Concepts and Categories - Foundations for Sociological and Cultural Analysis
Publisher: Columbia University Press
Why do people like books, music, or movies that adhere consistently to genre conventions? Why is it hard for politicians to take positions that cross ideological boundaries? Why do we have dramatically different expectations of companies that are categorized as social media platforms as opposed to news media sites? The answers to these questions require an understanding of how people use basic concepts in their everyday lives to give meaning to objects, other people, and social situations and actions.In this book, a team of sociologists presents a groundbreaking model of concepts and categorization that can guide sociological and cultural analysis of a wide variety of social situations.
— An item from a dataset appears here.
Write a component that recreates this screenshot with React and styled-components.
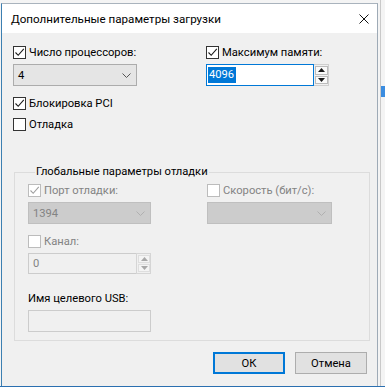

Drawing on research in various fields, including cognitive science, computational linguistics, and psychology, the book develops an innovative view of concepts. It argues that concepts have meanings that are probabilistic rather than sharp, occupying fuzzy, overlapping positions in a “conceptual space.” Measurements of distances in this space reveal our mental representations of categories. Using this model, important yet commonplace phenomena such as our routine buying decisions can be quantified in terms of the cognitive distance between concepts. Concepts and Categories provides an essential set of formal theoretical tools and illustrates their application using an eclectic set of methodologies, from micro-level controlled experiments to macro-level language processing. It illuminates how explicit attention to concepts and categories can give us a new understanding of everyday situations and interactions.